Sunday, February 3, 2013

Yay!

This is a few days late...but we found out amazing news last week! I couldn't sleep one night, it was around 2am and I just had a strong urge to check my emails. Much to my surprise, I had an email waiting from our facilitator. My heart started racing as I opened it and I was just shocked. I had no words besides a huge grin on my face and "thank you God" running through my mind. She had written how the lawyer got S on the registry and how she was able to do something that usually takes months in 1.5 weeks. She told me S wanted her to tell me he loves us and misses us. She said she probably won't know until April whether or not the 12 month waiting period can be waived or not. I woke up my husband right away and told him. We both rejoiced and thanked God for this huge miracle. For turning the nearly impossible into possible. God is SO good.

I don't know if I've touched on this before, but in Ukraine there is a year waiting period once a child gets placed on the registry. Ukrainians get one year to adopt the child, then if after a year they are still available, the child is eligible for international adoption.
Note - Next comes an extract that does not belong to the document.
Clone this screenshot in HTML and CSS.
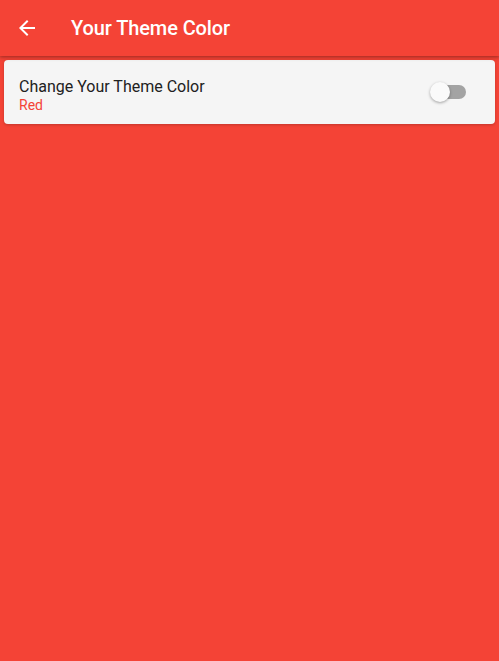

It is really, really rare, but sometimes this waiting period can be waived. We are praying really hard on this that the waiting period is waived and we can get S just as quickly as possible.

We've learned recently that when people and children find out a child is being adopted, the child faces great pressure and criticism. S has told us of this in the last week and it has concerned us. We know God is with him doing what we can't but this momma can't still help but to worry.

Please join us in prayer that 1) The 12 month waiting period is waived. For God to go before the lawyer and prepare the hearts of whoever our lawyer will be speaking with to want to do good for this child. To let us travel to get him as soon as humanly possible. 2) To keep S strong under all the pressure and negativity against adoption. Let him hold us and our amazing memories fresh and close to his heart.

We appreciate all your prayers...the power of prayer has just been amazing and has moved mountains! We must keep it up!